Accordingly, in this study, routes or market directions dominated by direct passengers (Cluster 1) are defined as the control group, while routes or market directions dominated by transfer passengers (Cluster 2) are defined as the experimental group. This grouping strategy allows transfer-oriented markets to be analyzed more precisely while maintaining direct markets as a baseline reference. Such a control–experiment framework helps clarify the functional roles of different route types at Incheon Airport and further identify markets with potential for conversion toward, or deepening of, transfer-oriented operations. By comparing the structural characteristics of the two clusters, this study aims to provide data-driven support and strategic guidance for advancing transfer hub development while maintaining the stability of direct passenger demand.

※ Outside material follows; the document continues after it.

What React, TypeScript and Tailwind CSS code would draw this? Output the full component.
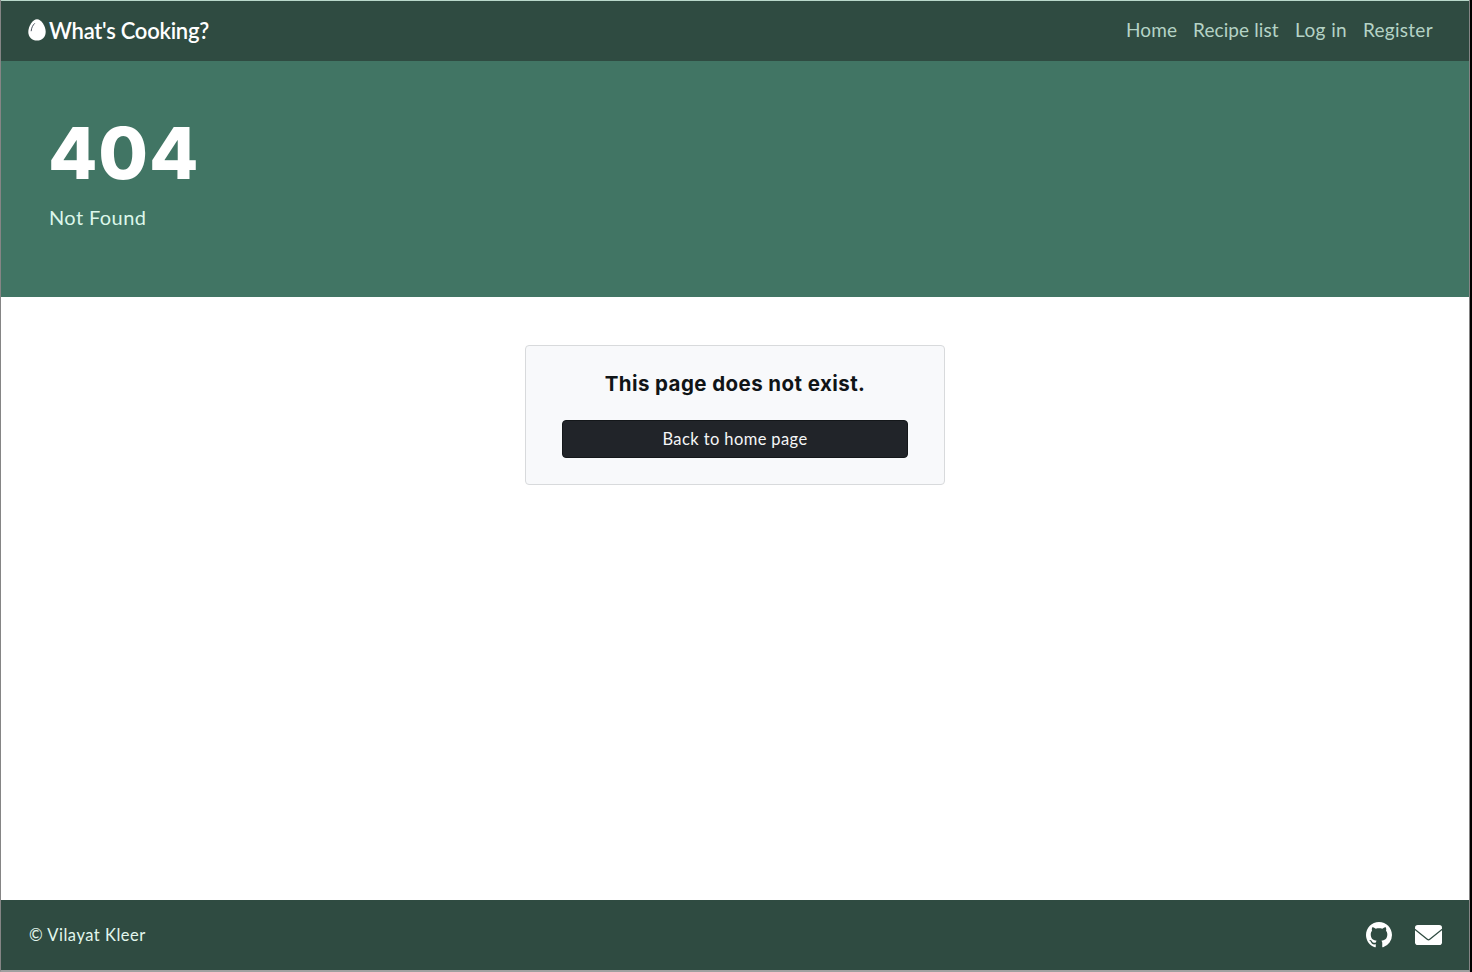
import { BsGithub } from "react-icons/bs";

function EggIcon() {
  return (
    <svg viewBox="0 0 18 22" className="mb-0.5 h-[22px] w-[18px]" aria-hidden="true">
      <path d="M9 0.2C4.6 0.2 0.3 7.2 0.3 13C0.3 18 4.1 21.6 9 21.6S17.7 18 17.7 13C17.7 7.2 13.4 0.2 9 0.2Z" fill="#fff" />
      <path d="M3.2 11.8C3.5 8.8 4.7 6.2 6.5 4.6" fill="none" stroke="#4c5561" strokeWidth="1" strokeLinecap="round" />
    </svg>
  );
}

function MailIcon() {
  return (
    <svg viewBox="0 0 27 20" className="h-5 w-[27px]" aria-hidden="true">
      <rect width="27" height="20" rx="2.8" fill="#fff" />
      <path d="M-0.3 4.3L12.2 14.3Q13.5 15.3 14.8 14.3L27.3 4.3" fill="none" stroke="#2f4b41" strokeWidth="1.3" />
    </svg>
  );
}

const links = [
  { label: "Home", style: "w-[51px] tracking-[0.1px]" },
  { label: "Recipe list", style: "w-[86px] tracking-[0.1px]" },
  { label: "Log in", style: "w-[52px] tracking-[0.4px]" },
  { label: "Register", style: "w-[70px] tracking-[0.27px]" },
];

export default function App() {
  return (
    <div className="h-[972px] w-[1472px] overflow-hidden border-r-2 border-black bg-white font-['Lato',sans-serif]">
      <div className="flex h-full flex-col border-x border-b-2 border-x-[#858585] border-b-[#a0a0a0]">
        <header className="flex h-[61px] items-center justify-between border-t border-[#b9d8ca] bg-[#2f4b41] pr-[36px] pl-[27px]">
          <a className="flex items-center gap-[3px]">
            <EggIcon />
            <span className="text-[22px] leading-[30px] font-semibold tracking-[-0.26px] whitespace-nowrap text-white">What's Cooking?</span>
          </a>
          <nav className="flex gap-4 pb-0.5 text-[19px] leading-[28px] text-[#b5d3c6]">
            {links.map((l) => (
              <a key={l.label} className={`whitespace-nowrap ${l.style}`}>{l.label}</a>
            ))}
          </nav>
        </header>
        <section className="h-[236px] bg-[#417564] pt-[48px] pl-[47px]">
          <h1 className="font-['Inter',sans-serif] text-[72px] leading-[88px] font-extrabold tracking-[0.8px] text-white">404</h1>
          <p className="mt-[5px] pl-px text-[20px] leading-[30px] tracking-[0.4px] text-[#dcf7ea]">Not Found</p>
        </section>
        <main className="flex flex-1 items-start justify-center pt-12">
          <div className="h-[140px] w-[420px] rounded border border-[#d8dadc] bg-[#f8f9fb] px-9 pt-[25px] text-center">
            <h2 className="font-['Inter',sans-serif] text-[20.5px] leading-[26px] font-bold tracking-[0.42px] whitespace-nowrap text-[#101417]">This page does not exist.</h2>
            <button className="mt-[23px] block h-[38px] w-full rounded border border-[#14171a] bg-[#212429] text-[16.5px] tracking-[0.4px] text-[#f5f6f7]">Back to home page</button>
          </div>
        </main>
        <footer className="flex h-[70px] items-center justify-between bg-[#2f4b41] pr-[27px] pl-7">
          <p className="text-[16.5px] leading-6 tracking-[0.5px] text-[#e2f7ed]">© Vilayat Kleer</p>
          <div className="flex items-center gap-[23px] text-white">
            <BsGithub className="size-[26px]" />
            <MailIcon />
          </div>
        </footer>
      </div>
    </div>
  );
}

For Korea, China and Japan have long constituted the most important aviation markets, and thus warrant separate and focused attention in the analysis. From the data structure, it is evident that both arrival and departure passenger flows at Incheon Airport are highly concentrated in surrounding countries and regions, reflecting the characteristics of a typical regional hub airport.

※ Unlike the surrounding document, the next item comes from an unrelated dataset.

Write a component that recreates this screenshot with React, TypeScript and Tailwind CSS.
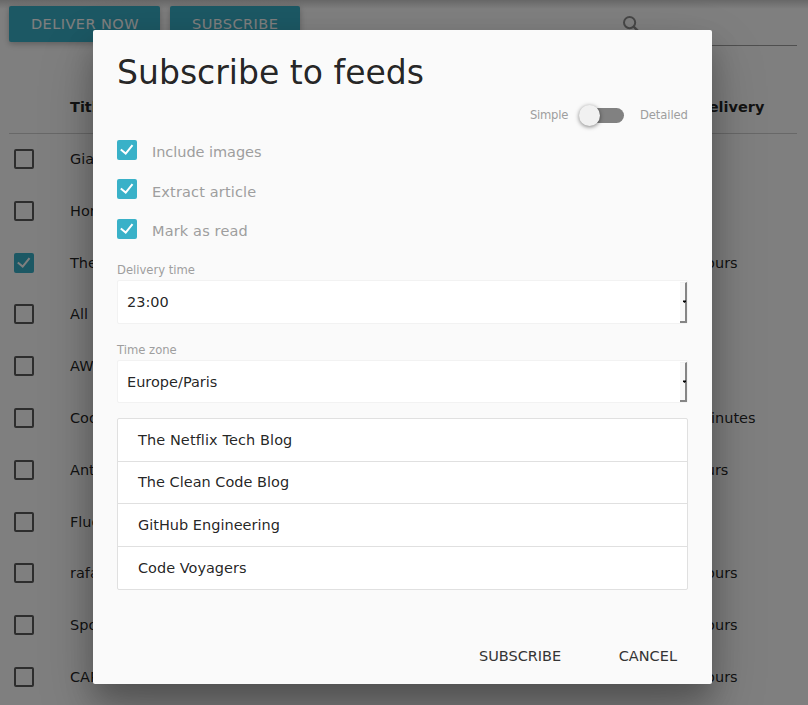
import React from "react";

const FEEDS = ["The Netflix Tech Blog", "The Clean Code Blog", "GitHub Engineering", "Code Voyagers"];

const ROWS: { title: string; next: string; checked?: boolean }[] = [
  { title: "Giant", next: "" },
  { title: "Home", next: "" },
  { title: "The Verge", next: "in 12 hours", checked: true },
  { title: "All news", next: "" },
  { title: "AWS", next: "" },
  { title: "Coding", next: "in 27 minutes" },
  { title: "Antirez", next: "in 8 hours" },
  { title: "Fluent", next: "" },
  { title: "rafal", next: "in 12 hours" },
  { title: "Spotify", next: "in 12 hours" },
  { title: "CAPTCHA", next: "in 12 hours" },
];

function Check({ checked = true }: { checked?: boolean }) {
  if (!checked) return <span className="block size-5 shrink-0 rounded-[2px] border-2 border-[#5a5a5a]" />;
  return (
    <span className="block size-5 shrink-0 rounded-[2px] bg-[#39b1c8]">
      <svg viewBox="0 0 20 20" className="block size-5" fill="none" stroke="#fff" strokeWidth="2">
        <path d="M3.8 9.5L8.7 13.6L15.5 5.2" />
      </svg>
    </span>
  );
}

function Select({ label, value, height }: { label: string; value: string; height: string }) {
  return (
    <div>
      <div className="h-[19px] text-[11.6px] leading-[18px] text-[#9e9e9e]">{label}</div>
      <div className={`${height} flex rounded-[2px] border border-[#f2f2f2] bg-white`}>
        <div className="flex flex-1 items-center pt-[2px] pl-[9px]">{value}</div>
        <div className="mt-px flex w-[7px] items-center justify-end border-r-2 border-b-2 border-t border-[#858585] border-t-[#f2f2f2] bg-[#f8f8f8]">
          <svg viewBox="0 0 4 4" className="-mr-px h-1 w-[3px] shrink-0">
            <path d="M0 0H4V2H3V3H1V2H0Z" fill="#000" />
          </svg>
        </div>
      </div>
    </div>
  );
}

export default function App() {
  return (
    <div className="relative h-[705px] w-[808px] overflow-hidden bg-white font-['DejaVu_Sans',sans-serif] text-[14.5px] leading-[21.75px] text-black/87">
      <div className="h-full bg-linear-to-b from-[#d0d0d0] to-white to-[9px]">
        <div className="flex h-[81px] items-start gap-[10px] pt-[6px] pl-[9px] pr-[11px]">
          <div className="h-9 w-[151px] rounded-[2px] bg-[#39b1c8] pl-[22px] leading-9 tracking-[0.45px] text-white shadow-[0_2px_5px_0_rgba(0,0,0,0.16),0_2px_10px_0_rgba(0,0,0,0.12)]">DELIVER NOW</div>
          <div className="h-9 w-[130px] rounded-[2px] bg-[#39b1c8] pl-[22px] leading-9 tracking-[0.45px] text-white shadow-[0_2px_5px_0_rgba(0,0,0,0.16),0_2px_10px_0_rgba(0,0,0,0.12)]">SUBSCRIBE</div>
          <div className="ml-auto h-10 w-[184px] border-b border-[#9e9e9e] pl-[10px] pt-[10px]">
            <svg viewBox="0 0 16 16" className="size-4" fill="none" stroke="#8f8f8f" strokeWidth="2">
              <circle cx="6.6" cy="6.6" r="5.6" />
              <path d="M10.6 10.6L15.4 15.4" strokeWidth="2.4" />
            </svg>
          </div>
        </div>
        <div className="mr-[11px] ml-[9px] flex h-[52.8px] items-center border-b border-[#d0d0d0] pt-px font-bold">
          <div className="ml-[61px] w-[585px]">Title</div>
          <div className="whitespace-nowrap">Next delivery</div>
        </div>
        <div className="-mt-[0.6px]">
          {ROWS.map((row) => (
            <div key={row.title} className="flex h-[51.8px] items-center pl-[14px]">
              <Check checked={!!row.checked} />
              <div className="ml-9 w-[586px] pt-[1.6px]">{row.title}</div>
              <div className="whitespace-nowrap pt-[1.6px]">{row.next}</div>
            </div>
          ))}
        </div>
      </div>

      <div className="absolute inset-0 bg-black/50" />

      <div className="absolute top-[30px] left-[93px] flex h-[654px] w-[619px] flex-col rounded-[2px] bg-[#fafafa] px-6 shadow-[0_16px_28px_0_rgba(0,0,0,0.22),0_25px_55px_0_rgba(0,0,0,0.21)]">
        <h4 className="pt-[25px] text-[33.06px] leading-[36px]">Subscribe to feeds</h4>
        <div className="mt-[13px] flex h-[22px] items-center justify-end text-[11.6px] text-[#9e9e9e]">
          <span className="w-[38px] whitespace-nowrap pt-px tracking-[-0.25px]">Simple</span>
          <span className="mr-4 ml-[18px] flex h-[15px] w-[38px] items-center rounded-r-[15px] bg-[#818181]">
            <span className="-ml-[7px] size-[21px] rounded-full bg-[#f1f1f1] shadow-[0_1px_4px_0_rgba(0,0,0,0.5)]" />
          </span>
          <span className="w-12 whitespace-nowrap pt-px tracking-[-0.1px]">Detailed</span>
        </div>
        <div className="mt-[14px] flex h-[118px] flex-col text-[#9e9e9e]">
          {["Include images", "Extract article", "Mark as read"].map((label) => (
            <div key={label} className="flex h-[39.4px] shrink-0 items-start">
              <Check />
              <span className={label === "Include images" ? "ml-[15px] pt-[2px] tracking-[-0.05px]" : "ml-[15px] pt-[2.3px] tracking-[0.15px]"}>{label}</span>
            </div>
          ))}
        </div>
        <div className="mt-[3px]">
          <Select label="Delivery time" value="23:00" height="h-[44px]" />
        </div>
        <div className="mt-[17px]">
          <Select label="Time zone" value="Europe/Paris" height="h-[43px]" />
        </div>
        <div className="mt-[15px] rounded-[2px] border border-[#e0e0e0] bg-white">
          {FEEDS.map((feed) => (
            <div key={feed} className="h-[42.7px] border-b border-[#e0e0e0] px-5 leading-[42px] last:h-[42px] last:border-b-0 nth-[2]:leading-[41px] nth-[1]:tracking-[0.09px]">
              {feed}
            </div>
          ))}
        </div>
        <div className="mt-[48px] flex justify-end pr-[11px] leading-9 text-[#343434]">
          <span className="mr-[57.5px]">SUBSCRIBE</span>
          <span>CANCEL</span>
        </div>
      </div>
    </div>
  );
}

Specifically, Incheon Airport primarily serves passengers from East Asia—namely China and Japan—Northeast Asia (such as Mongolia), and multiple Southeast Asian countries. Routes from these regions together form a stable and extensive base of transfer passengers. Among them, travelers from Southeast Asia and Northeast Asia often use Incheon as a key transfer point for journeys to North America, which is consistent with Korea’s role as an important gateway airport for U.S.-bound routes. From the perspectives of route network structure, geography, and traffic rights policies, Incheon occupies a strategically central position in the “Asia–North America” aviation system.

It is important to note that within the core China–Japan–Korea market, the arrival and departure structures are not fully symmetric. The data show that the number of flights departing from Incheon to Japan is significantly higher than the number of flights arriving from Japan to Incheon. This phenomenon should not be interpreted simply as stable point-to-point direct demand, but rather as the outcome of price-driven transfer behavior. A large share of passengers do not regard Korea or Japan as their final destination; instead, they choose to transfer via Incheon in order to obtain more cost-efficient travel options.

The primary driver of this structure is the highly developed low-cost carrier (LCC) system in Korea. The Korea–Japan market is characterized by high flight density, intense competition, and fares that are substantially lower than alternative routing options. As a result, “transferring via Incheon to Japan” offers a clear economic advantage. Consequently, routes between Korea and Japan in this context function more as downstream legs within a transfer network, rather than as traditional point-to-point destination markets.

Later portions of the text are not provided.